Drawing on insights from DIA’s 2024 Global Annual Meeting, Martin Hodosi and Rosanna Lim of Kearney Healthcare and Life Sciences examine some of the key ethical challenges around integrating AI into healthcare.
While the potential for AI is undeniable, the healthcare industry faces a big predicament: how to adopt AI rapidly without stifling innovation under the weight of uncertainty and risk. The stakes are higher than ever. Every delay means keeping patients waiting for AI’s potential life-extending benefits.
At DIA’s 2024 Global Annual Meeting, healthcare stakeholders talked openly about the need to balance AI-driven innovation with the ethical challenges AI presents. As the saying goes, we are now in a situation where we need to build the airplane while we are flying it.

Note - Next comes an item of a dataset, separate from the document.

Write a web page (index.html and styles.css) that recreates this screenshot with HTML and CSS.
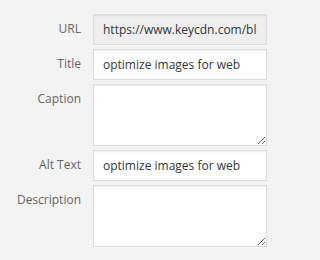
FILE: index.html
```html
<!DOCTYPE html>
<html>
<head>
<meta charset="utf-8">
<link rel="stylesheet" href="styles.css">
</head>
<body>
<div class="form">
  <label class="lbl" for="url">URL</label>
  <input class="field readonly" id="url" type="text" readonly value="https://www.keycdn.com/blog/optimize-images-for-web">
  <label class="lbl" for="title">Title</label>
  <input class="field" id="title" type="text" value="optimize images for web">
  <label class="lbl" for="caption">Caption</label>
  <textarea class="field area" id="caption"></textarea>
  <label class="lbl" for="alt">Alt Text</label>
  <input class="field" id="alt" type="text" value="optimize images for web">
  <label class="lbl" for="desc">Description</label>
  <textarea class="field area" id="desc"></textarea>
</div>
</body>
</html>
```
FILE: styles.css
```css
html, body {
  margin: 0;
  padding: 0;
  background: #f3f3f3;
}
body {
  font-family: "Open Sans", "Liberation Sans", sans-serif;
}
.form {
  display: grid;
  grid-template-columns: 81px 174px;
  column-gap: 12px;
  row-gap: 4px;
  padding-top: 14px;
  align-items: start;
}
.lbl {
  text-align: right;
  font-size: 12px;
  line-height: 17px;
  color: #666;
  padding-top: 6px;
}
.field {
  box-sizing: border-box;
  width: 174px;
  height: 31px;
  margin: 0;
  border: 1px solid #ddd;
  background: #fff;
  box-shadow: inset 0 1px 2px rgba(0, 0, 0, 0.07);
  font-family: "Open Sans", "Liberation Sans", sans-serif;
  font-size: 12px;
  color: #32373c;
  padding: 3px 9px;
  outline: none;
  border-radius: 0;
}
.readonly {
  background: #eee;
}
.area {
  height: 62px;
  resize: vertical;
  display: block;
}
```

The industry has confronted ethics and safety challenges before; from early public safety scandals such as the thalidomide crisis, we learned the need for rigorous oversight. Now, as AI accelerates rapidly, a balanced approach is essential to make sure that overcaution doesn’t delay critical advancements and that the necessary oversight is in place. In other words, ethical issues such as bias, patient privacy, and transparency must be addressed head-on without stalling progress.
The Urgency of AI Adoption in Healthcare
Despite AI’s vast potential, the healthcare sector has been slower to adopt these technologies compared with industries such as financial services, which receive significantly higher AI investment.
By 2025, healthcare is forecast to make up only 3.5% of AI investments across seven global industry sectors (transportation, consumer, government, financial services, industrial, IT, and healthcare), according to PitchBook’s 2023 Artificial Intelligence & Machine Learning Overview. This discrepancy reflects the risk-averse nature of the healthcare sector. Regulatory uncertainties, patient safety concerns, and the inherent complexity of healthcare data are among the factors holding back more widespread AI implementation.
At the same time, we are seeing growing demand for AI-driven healthcare solutions from both patients and providers. Patients, empowered by their own research and digital tools, are more informed than ever. They approach their physicians with specific questions based on AI-generated health information, pushing the healthcare system to adapt.
Patient advocacy groups such as The Light Collective are leading the charge to shape AI policy with the concerns of patients in focus, through projects such as the Patient AI Rights Initiative. This shift toward patient empowerment is forcing the industry to confront the ethical and operational challenges AI presents.